NOTES & MINUTIAE: “Black Honey” is a sequel to “White Honey” – the first track on his debut.

IS THERE A DELUXE VERSION: Yes, the version now has the Pink Parker EP, which contained his first US hit “Hold Back the Night: (#58 US, #24 UK).

GRADE: B+: It’s not as great as they thought in 1976, but it’s still good.

Graham Parker – Howlin’ Wind

ARTIST: Graham Parker Howlin'_wind_cover
TITLE: Howlin’ Wind
YEAR RELEASED: 1976
CHART ACTION: None
SINGLES: Don’t Ask Me Questions (#32 UK), Silly Thing, Soul Shoes
OTHER SONGS YOU MAY KNOW: White Honey, Howlin’ Wind, Back to Schooldays
LINEUP: Graham Parker and the Rumour (Brinsley Schwartz, Bob Andrews, Martin Belmont, Steve Goulding, Andrew Bodnar)
WHAT’S IT ALL ABOUT: The first “angry young man” of the British new wave movement releases a biting debut album that garnered him press, but not a lot of ears in the US.

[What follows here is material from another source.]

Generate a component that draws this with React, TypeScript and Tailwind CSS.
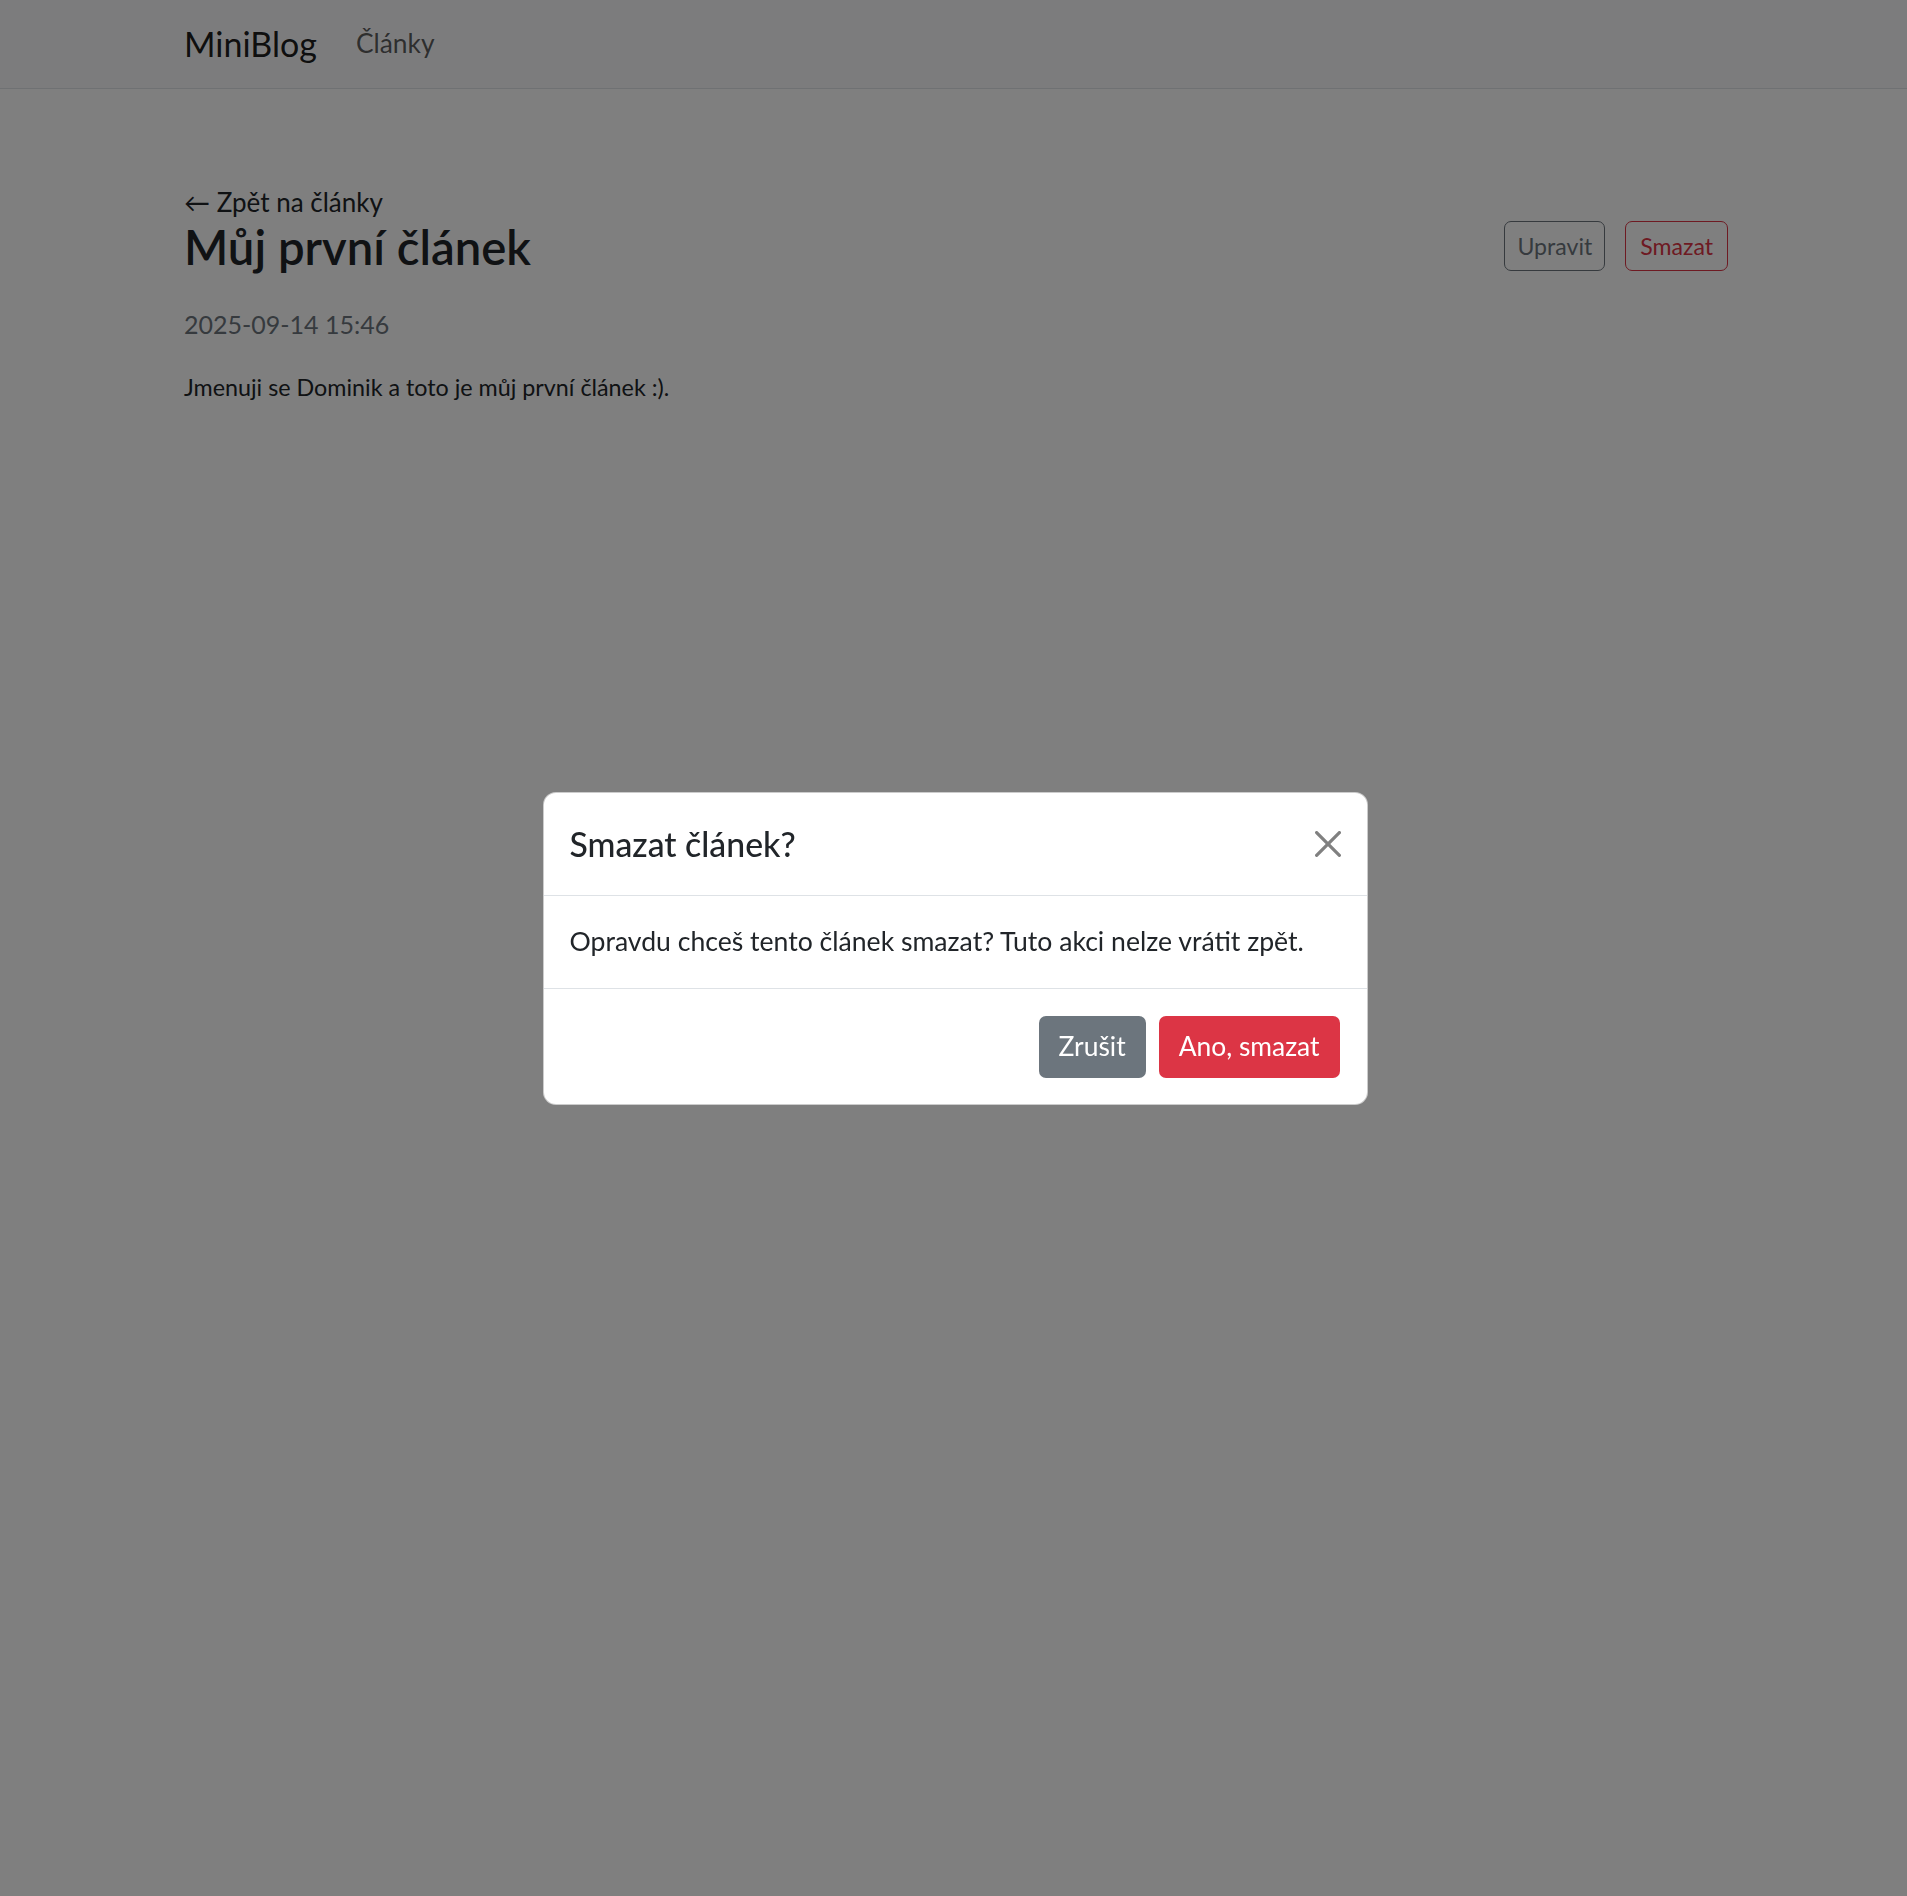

SOME WORDS, PHRASES AND CLAUSES ABOUT THIS RECORD: Is it possible to be TOO much of an angry young man? Parker’s career trajectory says that it is. Released in 1976, the former filling station attendant’s songs and performances were full of vitriol and bile. You can hear the seething come through the speakers.

Now, not on every cut, of course. He can be gentle if he wants to be, but when he gets wound up, he’s wound. Don’t Ask Me Questions is a perfect example of this. This should be been a smash, but being angry at God and SOUNDING like it may have turned off people here in the US.

Listening to it today, the themes don’t seem dated. Parker did a good job in keeping his emotions focused on universal topics. A fine debut that gave him a career.

NOTES & MINUTAE: The Rumor were made up of pub rock vets who meshed together well with Parker’s musical tastes and direction.

IS THERE A DELUXE VERSION: No, not for this one.

GRADE: B+ : At the time everyone was falling all over themselves in trying to give Parker more and more praise. It’s a great record but I don’t think it’s his best nor worthy of an A. Still, a good new wave collection would have it in prominent rotation.